Understand the regulations on vacation and other types of leave in Iran

Holiday leave

In Iran, all employees are guaranteed a minimum vacation leave by labor law.

Annual Leave

Every employee is entitled to a full calendar month of paid vacation each year. This includes four Fridays, which are regular paid days off in Iran. If the employment period is less than a year, the number of vacation days is adjusted proportionally based on the actual work months during that year.

Leave for Hazardous Jobs

For those working in difficult or dangerous jobs, they are entitled to five full weeks of paid vacation each year. This exceeds the standard entitlement.

Scheduling Vacation Leave

The vacation leave schedule is determined through a mutual agreement between the employee and their employer. This arrangement allows for flexibility and ensures minimal disruption to workplace operations.

Additional Considerations

Employees have the right to save up to nine days of their annual leave. In situations such as termination, disability, or redundancies, employers are required to compensate employees for any accrued leave.

Public holidays

Iran celebrates a mix of national and religious holidays throughout the year.

National Holidays

Nowruz, the Iranian New Year, is celebrated on the first day of spring, usually around March 21st.

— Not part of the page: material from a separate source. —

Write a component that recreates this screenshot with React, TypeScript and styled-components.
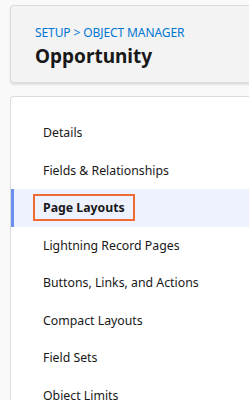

This is the most important national holiday in Iran, with festivities lasting for thirteen days. Government offices and most businesses are closed during this period.

The Anniversary of the Islamic Revolution is another national holiday that falls on February 11th. It commemorates the overthrow of the Shah and the establishment of the Islamic Republic in 1979. Government offices and public institutions typically close for this occasion.

The Nationalization of the Iranian Oil Industry day is observed on March 20th. This day marks the nationalization of Iran's oil industry in 1951. While not always a complete shutdown, government offices and some businesses may observe reduced hours.

Religious Holidays (Hijri Calendar)

Iran follows the Lunar Islamic calendar, so the dates of religious holidays vary each year. Some prominent religious holidays include:

Eid al-Fitr, which marks the end of Ramadan, a month of fasting.

Eid al-Adha, also known as the Feast of Sacrifice, commemorates Ibrahim's (Abraham's) willingness to sacrifice his son.

Ashura is a day of mourning for the martyrdom of Imam Hussein, the grandson of Prophet Muhammad.

Al-Quds Day is observed on the last Friday of Ramadan. This day expresses solidarity with the Palestinians and their claim to Jerusalem (Al-Quds).

Due to the lunar Islamic calendar, the exact dates for religious holidays can only be confirmed closer to the time of observance.

Types of leave

Iranian labor law offers various leave entitlements to employees, ensuring a healthy work-life balance. Here's a breakdown of the key leave provisions:

  • Annual Leave: The cornerstone of paid leave in Iran is the one-month entitlement of paid annual vacation. This includes four Fridays, considered regular paid days off. For employment periods less than a year, the leave is prorated based on the months worked.

  • Leave for Hazardous Jobs: Recognizing the demands of specific professions, Iranian law grants extended paid leave for those in difficult or hazardous jobs. These employees are entitled to five full weeks of paid vacation each year, exceeding the standard entitlement.

Special Leave Provisions

  • Sick Leave: Iranian labor law doesn't explicitly mention sick leave, but regulations typically allow for a reasonable amount of unpaid sick leave with a doctor's note.

  • Maternity Leave: Mothers are entitled to three months of paid maternity leave after childbirth. They can also extend this leave by up to two more months without pay, with employer approval.

  • Paternity Leave: Fathers are granted three days of paid leave upon the birth of a child.

  • Bereavement Leave: Employees are entitled to three days of paid leave in case of the death of a spouse, parent, or child.

  • Special Leave for Pilgrimage: A unique provision allows Muslim employees to take one full month of paid leave or one month of unpaid leave once in their lifetime to perform the Hajj pilgrimage to Mecca.

It's always advisable to consult the latest Iranian labor laws or seek guidance from a qualified professional for the most up-to-date information on leave entitlements.